After nearly 8 hours, and about 15 miles, our group had returned to the lodge’s door. Before long we had started a roaring fire in the hearth and made a giant pot of spaghetti and meat sauce. Comfort food for the weary of foot. I exchanged soaking gear and muddy boots for an ice-cold lager and a steaming bowl of pasta. With my pen in hand I reflected on my walk across the Snowdon Massif, on the lush green mountain side and misty clouds, great blocks of grey stone and white mists. I thought of Arthur and his sleeping knights hidden in caves and British mountaineering pioneers dangling from ropes on the black cliffs.
That night a heavy rain swept through our valley.
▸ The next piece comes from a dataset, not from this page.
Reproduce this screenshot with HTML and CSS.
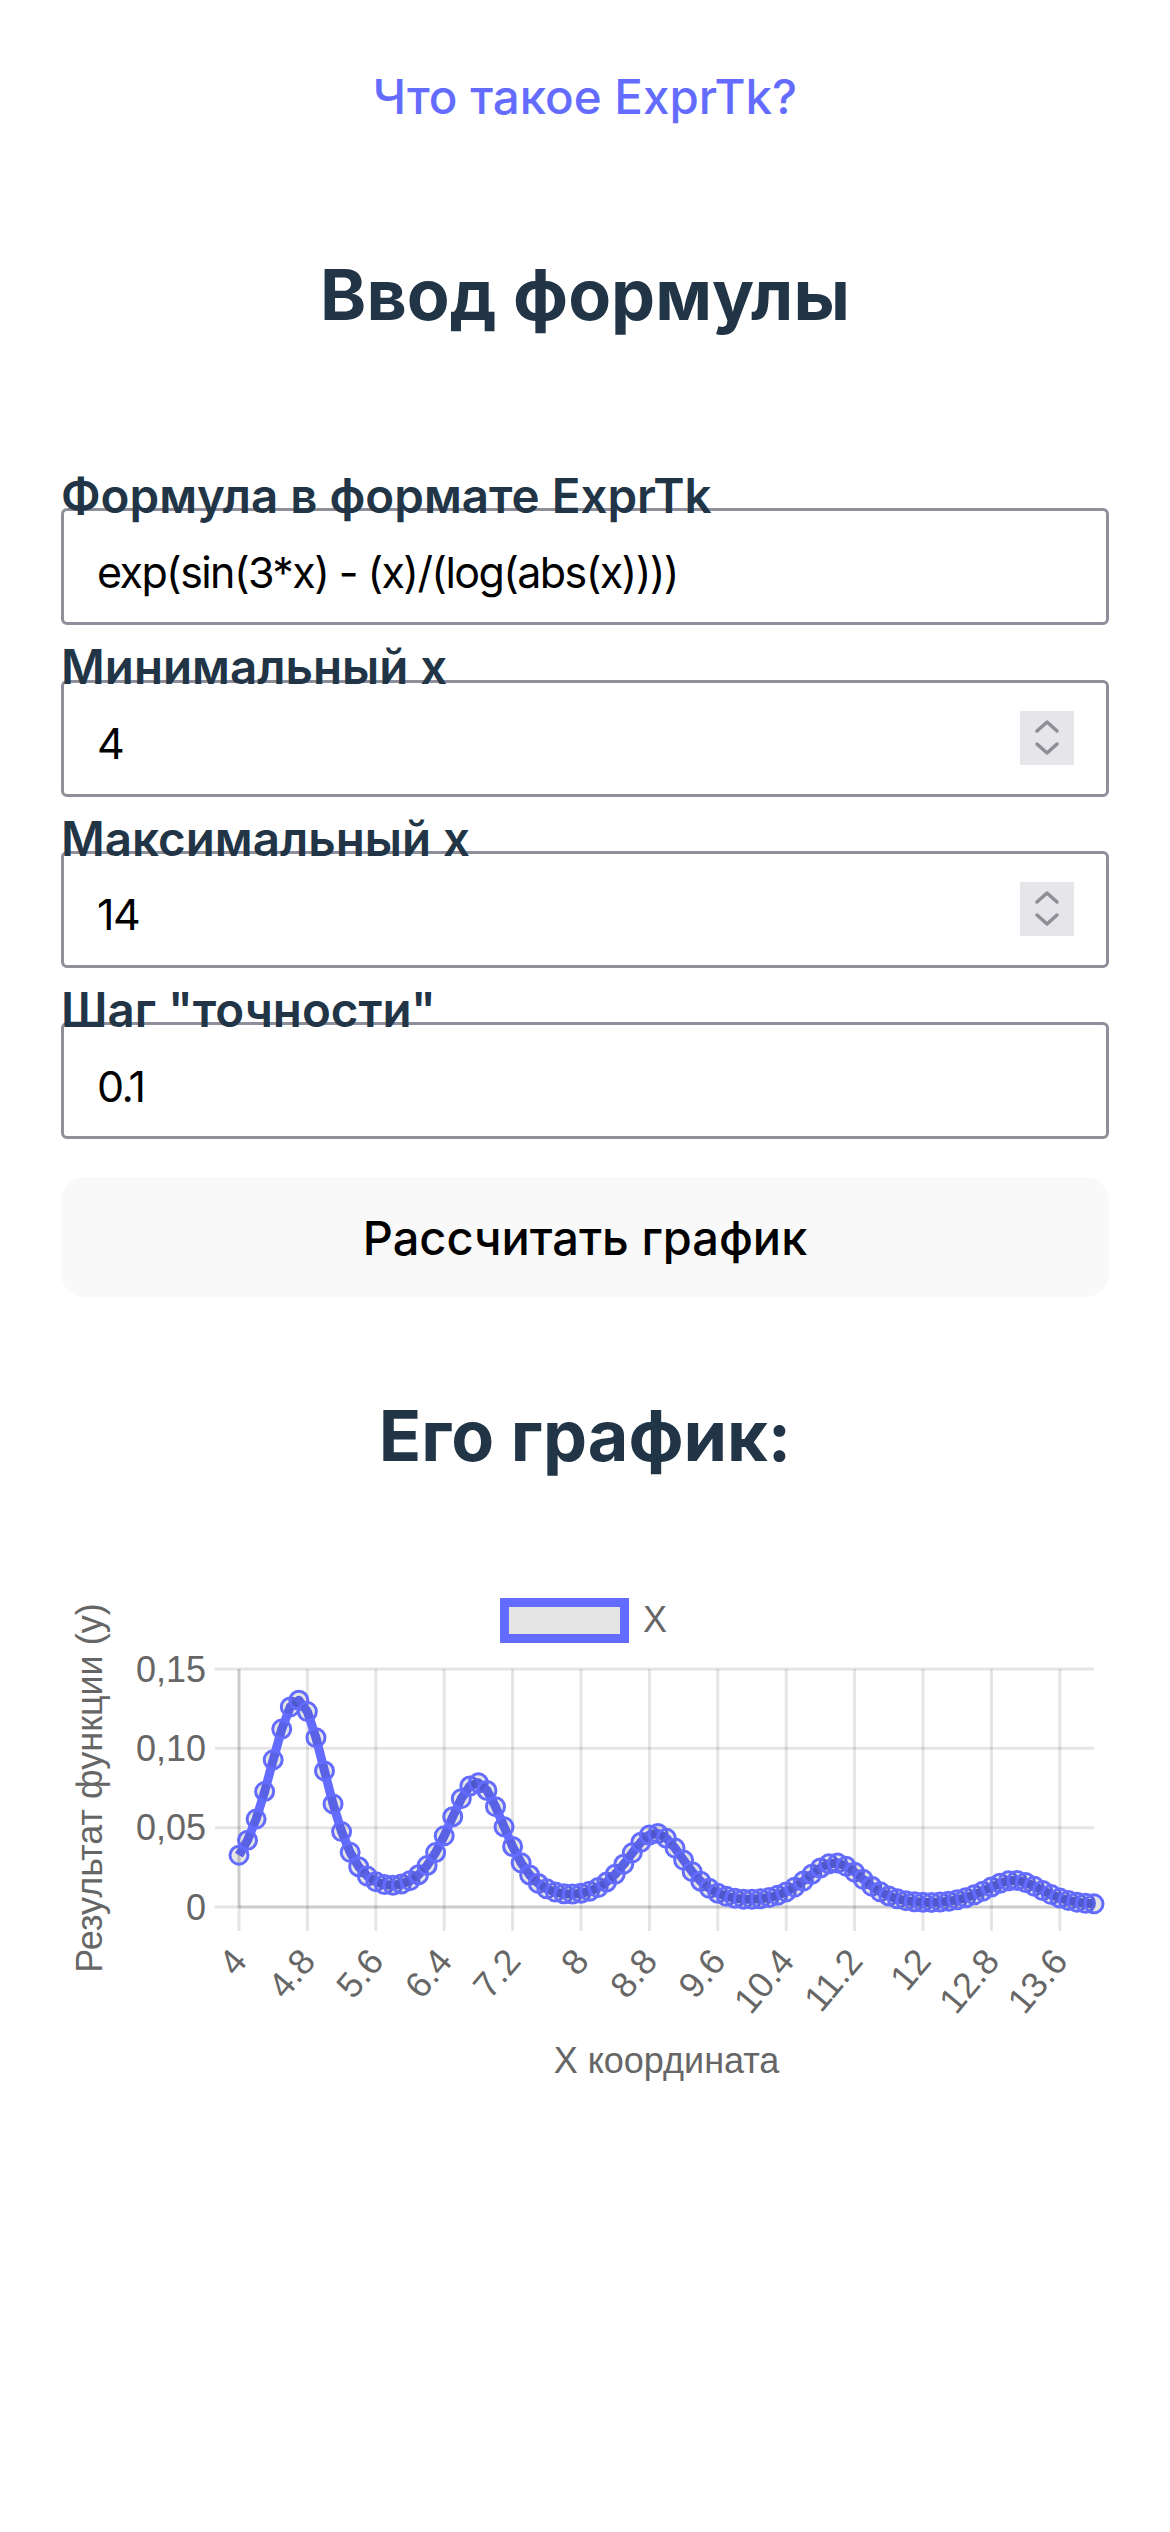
FILE: index.html
```html
<!DOCTYPE html>
<html lang="ru">
<head>
<meta charset="utf-8">
<title>ExprTk</title>
<link rel="stylesheet" href="styles.css">
</head>
<body>
<main class="page">
  <div class="top">
    <a class="top-link" href="#">Что такое ExprTk?</a>
  </div>
  <h1 class="title">Ввод формулы</h1>
  <form class="form">
    <div class="field">
      <label class="label" for="formula">Формула в формате ExprTk</label>
      <div class="box">
        <input class="input" id="formula" type="text" value="exp(sin(3*x) - (x)/(log(abs(x))))">
      </div>
    </div>
    <div class="field">
      <label class="label" for="minx">Минимальный x</label>
      <div class="box">
        <input class="input" id="minx" type="number" value="4">
        <span class="spin"><svg class="spin-icon" viewBox="0 0 54 54" width="54" height="54"><path d="M17 20 L27 11 L37 20"/><path d="M17 33 L27 42 L37 33"/></svg></span>
      </div>
    </div>
    <div class="field">
      <label class="label" for="maxx">Максимальный x</label>
      <div class="box">
        <input class="input" id="maxx" type="number" value="14">
        <span class="spin"><svg class="spin-icon" viewBox="0 0 54 54" width="54" height="54"><path d="M17 20 L27 11 L37 20"/><path d="M17 33 L27 42 L37 33"/></svg></span>
      </div>
    </div>
    <div class="field">
      <label class="label" for="step">Шаг "точности"</label>
      <div class="box">
        <input class="input" id="step" type="text" value="0.1">
      </div>
    </div>
    <button class="calc" type="button">Рассчитать график</button>
  </form>
  <h2 class="title chart-title">Его график:</h2>
  <div class="chart">
    <svg id="plot" class="plot" width="1170" height="700" viewBox="0 1480 1170 700">
      <g class="legend">
        <rect class="legend-box" x="504.5" y="1601.5" width="120" height="36"/>
        <text class="chart-text" x="643" y="1631">X</text>
      </g>
      <g class="grid">
        <line x1="215" y1="1668" x2="1094" y2="1668"/>
        <line x1="215" y1="1747.3" x2="1094" y2="1747.3"/>
        <line x1="215" y1="1826.7" x2="1094" y2="1826.7"/>
        <line x1="215" y1="1906" x2="1094" y2="1906"/>
        <line x1="239" y1="1668" x2="239" y2="1930"/>
        <line x1="307.4" y1="1668" x2="307.4" y2="1930"/>
        <line x1="375.8" y1="1668" x2="375.8" y2="1930"/>
        <line x1="444.2" y1="1668" x2="444.2" y2="1930"/>
        <line x1="512.6" y1="1668" x2="512.6" y2="1930"/>
        <line x1="581" y1="1668" x2="581" y2="1930"/>
        <line x1="649.4" y1="1668" x2="649.4" y2="1930"/>
        <line x1="717.8" y1="1668" x2="717.8" y2="1930"/>
        <line x1="786.2" y1="1668" x2="786.2" y2="1930"/>
        <line x1="854.6" y1="1668" x2="854.6" y2="1930"/>
        <line x1="923" y1="1668" x2="923" y2="1930"/>
        <line x1="991.4" y1="1668" x2="991.4" y2="1930"/>
        <line x1="1059.8" y1="1668" x2="1059.8" y2="1930"/>
        <line x1="239" y1="1906" x2="1094" y2="1906"/>
        <line x1="239" y1="1668" x2="239" y2="1906"/>
      </g>
      <g class="y-ticks">
        <text class="chart-text" x="206" y="1668" dy="0.35em">0,15</text>
        <text class="chart-text" x="206" y="1747.3" dy="0.35em">0,10</text>
        <text class="chart-text" x="206" y="1826.7" dy="0.35em">0,05</text>
        <text class="chart-text" x="206" y="1906" dy="0.35em">0</text>
      </g>
      <g class="x-ticks">
        <text class="chart-text" transform="translate(239,1953) rotate(-50)" dy="0.35em">4</text>
        <text class="chart-text" transform="translate(307.4,1953) rotate(-50)" dy="0.35em">4.8</text>
        <text class="chart-text" transform="translate(375.8,1953) rotate(-50)" dy="0.35em">5.6</text>
        <text class="chart-text" transform="translate(444.2,1953) rotate(-50)" dy="0.35em">6.4</text>
        <text class="chart-text" transform="translate(512.6,1953) rotate(-50)" dy="0.35em">7.2</text>
        <text class="chart-text" transform="translate(581,1953) rotate(-50)" dy="0.35em">8</text>
        <text class="chart-text" transform="translate(649.4,1953) rotate(-50)" dy="0.35em">8.8</text>
        <text class="chart-text" transform="translate(717.8,1953) rotate(-50)" dy="0.35em">9.6</text>
        <text class="chart-text" transform="translate(786.2,1953) rotate(-50)" dy="0.35em">10.4</text>
        <text class="chart-text" transform="translate(854.6,1953) rotate(-50)" dy="0.35em">11.2</text>
        <text class="chart-text" transform="translate(923,1953) rotate(-50)" dy="0.35em">12</text>
        <text class="chart-text" transform="translate(991.4,1953) rotate(-50)" dy="0.35em">12.8</text>
        <text class="chart-text" transform="translate(1059.8,1953) rotate(-50)" dy="0.35em">13.6</text>
      </g>
      <text class="chart-text axis-title" transform="translate(89.5,1787) rotate(-90)" dy="0.35em">Результат функции (у)</text>
      <text class="chart-text axis-title" x="666.5" y="2072">X координата</text>
      <g id="series" class="series"></g>
    </svg>
  </div>
</main>
<script src="script.js"></script>
</body>
</html>
```

FILE: styles.css
```css
html, body {
  margin: 0;
  padding: 0;
  background: #ffffff;
}

body {
  font-family: Inter, "Noto Sans", sans-serif;
  color: #213547;
}

.page {
  width: 1170px;
  display: flex;
  flex-direction: column;
}

.top {
  padding-top: 61px;
  text-align: center;
  font-size: 47.5px;
  line-height: 72px;
}

.top-link {
  font-weight: 500;
  color: #646cff;
  text-decoration: none;
}

.title {
  margin: 119px 0 0;
  font-size: 70px;
  line-height: 86px;
  font-weight: 700;
  text-align: center;
  color: #213547;
}

.form {
  margin: 128px 61px 0;
  display: flex;
  flex-direction: column;
  gap: 12px;
}

.field {
  display: flex;
  flex-direction: column;
}

.label {
  position: relative;
  z-index: 1;
  font-size: 47.5px;
  line-height: 60px;
  font-weight: 600;
  color: #213547;
  margin-bottom: -17.7px;
}

.box {
  height: 117px;
  box-sizing: border-box;
  border: 3px solid #8f8e9b;
  border-radius: 6px;
  display: flex;
  align-items: center;
  background: #ffffff;
}

.input {
  flex: 1;
  min-width: 0;
  height: 100%;
  box-sizing: border-box;
  border: none;
  outline: none;
  background: transparent;
  padding: 10px 0 0 33px;
  margin: 0;
  font-family: Inter, "Noto Sans", sans-serif;
  font-size: 43px;
  letter-spacing: -1.6px;
  color: #000000;
  -moz-appearance: textfield;
}

.input::-webkit-outer-spin-button,
.input::-webkit-inner-spin-button {
  -webkit-appearance: none;
  margin: 0;
}

.spin {
  width: 54px;
  height: 54px;
  margin-right: 32px;
  background: #e5e5ea;
  display: flex;
}

.spin-icon path {
  fill: none;
  stroke: #8e8e96;
  stroke-width: 3.5;
  stroke-linecap: round;
  stroke-linejoin: round;
}

.calc {
  margin-top: 26px;
  height: 120px;
  border: none;
  border-radius: 24px;
  background: #f9f9f9;
  font-family: Inter, "Noto Sans", sans-serif;
  font-size: 47px;
  font-weight: 500;
  color: #000000;
  padding: 0;
}

.chart-title {
  margin-top: 96px;
}

.chart {
  margin-top: 2px;
}

.plot {
  display: block;
}

.chart-text {
  font-family: "Liberation Sans", Arial, sans-serif;
  font-size: 36px;
  fill: #666666;
}

.y-ticks text {
  text-anchor: end;
}

.x-ticks text {
  text-anchor: end;
}

.axis-title {
  text-anchor: middle;
}

.grid line {
  stroke: rgba(0, 0, 0, 0.1);
  stroke-width: 3;
}

.legend-box {
  fill: rgba(0, 0, 0, 0.1);
  stroke: #646cff;
  stroke-width: 9;
}

.series-line {
  fill: none;
  stroke: #646cff;
  stroke-width: 9;
  stroke-linejoin: round;
}

.series-point {
  fill: rgba(0, 0, 0, 0.1);
  stroke: #646cff;
  stroke-width: 3;
}
```

FILE: script.js
```js
(function () {
  var ns = 'http://www.w3.org/2000/svg';
  var g = document.getElementById('series');
  var x0 = 239, x1 = 1094, yBottom = 1906, yTop = 1668;
  var n = 100;
  var pts = [];
  for (var i = 0; i <= n; i++) {
    var x = 4 + i * 0.1;
    var y = Math.exp(Math.sin(3 * x) - x / Math.log(Math.abs(x)));
    var px = x0 + (x1 - x0) * i / n;
    var py = yBottom - (yBottom - yTop) * y / 0.15;
    pts.push([px, py]);
  }
  var line = document.createElementNS(ns, 'polyline');
  line.setAttribute('points', pts.map(function (p) {
    return p[0].toFixed(2) + ',' + p[1].toFixed(2);
  }).join(' '));
  line.setAttribute('class', 'series-line');
  g.appendChild(line);
  pts.forEach(function (p) {
    var c = document.createElementNS(ns, 'circle');
    c.setAttribute('cx', p[0].toFixed(2));
    c.setAttribute('cy', p[1].toFixed(2));
    c.setAttribute('r', '9');
    c.setAttribute('class', 'series-point');
    g.appendChild(c);
  });
})();
```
Secure in our lodge I slept the deep sleep of the enchanted as the rain lashed against its stone walls. The harsh weather did nothing to dull my enthusiasm for Snowdon’s charms. In the morning the valley still held tight to its cloudy blanket. Although I had walked to the summit, I still had not seen it nor gazed out to sea. The green slopes of Mount Snowdon remained sheathed in a thick cloud of ice and wind as I left Wales that morning. It was a perfect manifestation of the Welsh flag – a green and white field behind a mythical red dragon. I have since converted this alluring imagery into dragon-filled adventure stories for my son. I’ll keep telling those stories until I can revisit this island in the sky, the sentry’s lonely outpost on the British Isles, and finally gaze across the Irish Sea.